В нашей квартире, как и в других, висел радиоприемник в виде черной тарелки. Такие теперь можно увидеть только в фильмах про войну. А тогда это была наша главная связь с миром. Работала одна программа — Всесоюзное радио. У нее был перерыв с 3 часов до половины шестого. В час нашего поэтического чтения радио молчало. А потом начинало хрипеть, и голос Левитана говорил: «Говорит Москва, московское время 17 час. 30 мин. Граждане, не забудьте проверить шторы светомаскировки!». Я срывалась с места и бежала опускать синие бумажные шторы, которые были выданы всем жильцам по числу окон.

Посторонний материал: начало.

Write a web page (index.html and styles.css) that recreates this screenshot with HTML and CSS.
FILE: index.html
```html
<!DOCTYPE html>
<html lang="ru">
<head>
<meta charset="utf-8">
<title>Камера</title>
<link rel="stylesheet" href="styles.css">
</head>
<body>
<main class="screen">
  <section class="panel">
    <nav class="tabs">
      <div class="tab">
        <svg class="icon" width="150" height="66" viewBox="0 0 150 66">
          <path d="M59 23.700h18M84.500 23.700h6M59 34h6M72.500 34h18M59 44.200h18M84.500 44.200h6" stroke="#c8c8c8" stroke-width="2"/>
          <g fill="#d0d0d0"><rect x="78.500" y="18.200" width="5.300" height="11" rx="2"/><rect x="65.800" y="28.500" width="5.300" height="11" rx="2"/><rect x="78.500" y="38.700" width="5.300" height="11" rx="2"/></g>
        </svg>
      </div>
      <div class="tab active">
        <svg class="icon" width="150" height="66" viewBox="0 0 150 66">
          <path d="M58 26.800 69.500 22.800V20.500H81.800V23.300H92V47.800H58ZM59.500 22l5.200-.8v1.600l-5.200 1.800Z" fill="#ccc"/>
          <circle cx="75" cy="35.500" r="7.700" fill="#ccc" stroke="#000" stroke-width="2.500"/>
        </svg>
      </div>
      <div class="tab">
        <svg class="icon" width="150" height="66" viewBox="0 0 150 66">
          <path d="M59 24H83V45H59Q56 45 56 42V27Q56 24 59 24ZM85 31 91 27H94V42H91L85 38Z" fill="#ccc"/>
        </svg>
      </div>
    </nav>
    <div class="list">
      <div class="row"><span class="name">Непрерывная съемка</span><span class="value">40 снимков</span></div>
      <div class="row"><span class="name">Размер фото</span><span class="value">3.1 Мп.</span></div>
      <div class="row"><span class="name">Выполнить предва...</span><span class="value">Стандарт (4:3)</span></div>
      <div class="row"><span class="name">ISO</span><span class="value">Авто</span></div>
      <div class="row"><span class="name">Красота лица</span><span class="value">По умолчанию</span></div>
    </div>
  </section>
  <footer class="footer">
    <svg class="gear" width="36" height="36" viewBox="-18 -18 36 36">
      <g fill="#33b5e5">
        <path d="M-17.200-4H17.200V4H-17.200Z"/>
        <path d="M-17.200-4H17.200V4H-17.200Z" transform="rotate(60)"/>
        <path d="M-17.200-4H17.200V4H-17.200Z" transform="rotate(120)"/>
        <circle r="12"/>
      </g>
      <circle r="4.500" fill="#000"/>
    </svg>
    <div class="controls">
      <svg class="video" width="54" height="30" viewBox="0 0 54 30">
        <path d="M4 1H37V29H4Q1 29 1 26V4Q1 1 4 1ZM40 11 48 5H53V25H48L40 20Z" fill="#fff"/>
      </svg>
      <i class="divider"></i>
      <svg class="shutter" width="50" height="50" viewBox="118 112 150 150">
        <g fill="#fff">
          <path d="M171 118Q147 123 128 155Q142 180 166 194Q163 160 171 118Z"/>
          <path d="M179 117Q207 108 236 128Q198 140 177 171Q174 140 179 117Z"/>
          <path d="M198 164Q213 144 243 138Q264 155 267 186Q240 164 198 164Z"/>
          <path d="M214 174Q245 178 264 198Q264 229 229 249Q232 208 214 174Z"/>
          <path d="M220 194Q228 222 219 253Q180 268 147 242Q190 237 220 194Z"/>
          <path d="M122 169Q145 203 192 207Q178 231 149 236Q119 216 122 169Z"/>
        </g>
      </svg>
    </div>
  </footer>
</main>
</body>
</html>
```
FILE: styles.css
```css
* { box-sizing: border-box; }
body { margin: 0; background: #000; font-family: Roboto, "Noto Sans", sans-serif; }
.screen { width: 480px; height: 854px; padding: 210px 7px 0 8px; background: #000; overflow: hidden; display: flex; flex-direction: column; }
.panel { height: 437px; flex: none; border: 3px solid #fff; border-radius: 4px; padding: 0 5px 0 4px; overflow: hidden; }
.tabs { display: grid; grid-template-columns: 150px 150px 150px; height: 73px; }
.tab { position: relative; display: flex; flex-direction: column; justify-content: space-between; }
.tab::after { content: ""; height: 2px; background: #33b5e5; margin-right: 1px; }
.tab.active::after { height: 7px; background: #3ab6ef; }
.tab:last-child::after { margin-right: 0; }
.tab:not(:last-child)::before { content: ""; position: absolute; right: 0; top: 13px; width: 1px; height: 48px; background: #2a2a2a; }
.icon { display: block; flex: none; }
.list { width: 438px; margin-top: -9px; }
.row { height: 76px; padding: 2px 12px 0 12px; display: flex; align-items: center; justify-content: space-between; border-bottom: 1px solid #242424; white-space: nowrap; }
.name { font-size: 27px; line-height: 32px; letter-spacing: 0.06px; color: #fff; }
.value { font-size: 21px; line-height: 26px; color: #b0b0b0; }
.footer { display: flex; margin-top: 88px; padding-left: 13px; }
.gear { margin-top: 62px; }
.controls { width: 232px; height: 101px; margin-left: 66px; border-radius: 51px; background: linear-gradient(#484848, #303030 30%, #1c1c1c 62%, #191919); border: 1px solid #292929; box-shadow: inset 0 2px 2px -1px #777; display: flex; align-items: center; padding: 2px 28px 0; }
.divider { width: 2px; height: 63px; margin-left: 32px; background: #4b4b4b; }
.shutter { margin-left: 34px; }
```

А по радио начинался концерт легкой музыки, который шел полчаса. Исполняли популярную музыку — арии и дуэты из опер и оперетт, увертюры, романсы. Это была любимая передача. Дело в том, что мы с Леней очень любили петь. Но голоса и слуха ни у кого из нас не было. Поэтому мы пели под радио. Особенно удавался нам дуэт Сильвы и Эдвина («Помнишь ли ты, как счастье нам улыбалось…»). Мы его пели не дуэтом, а хором на один голос, очень четко и громко, получая от этого большое удовольствие. Мы еще любили вальс «Осенний сон», но петь его было трудно — дыхания не хватало.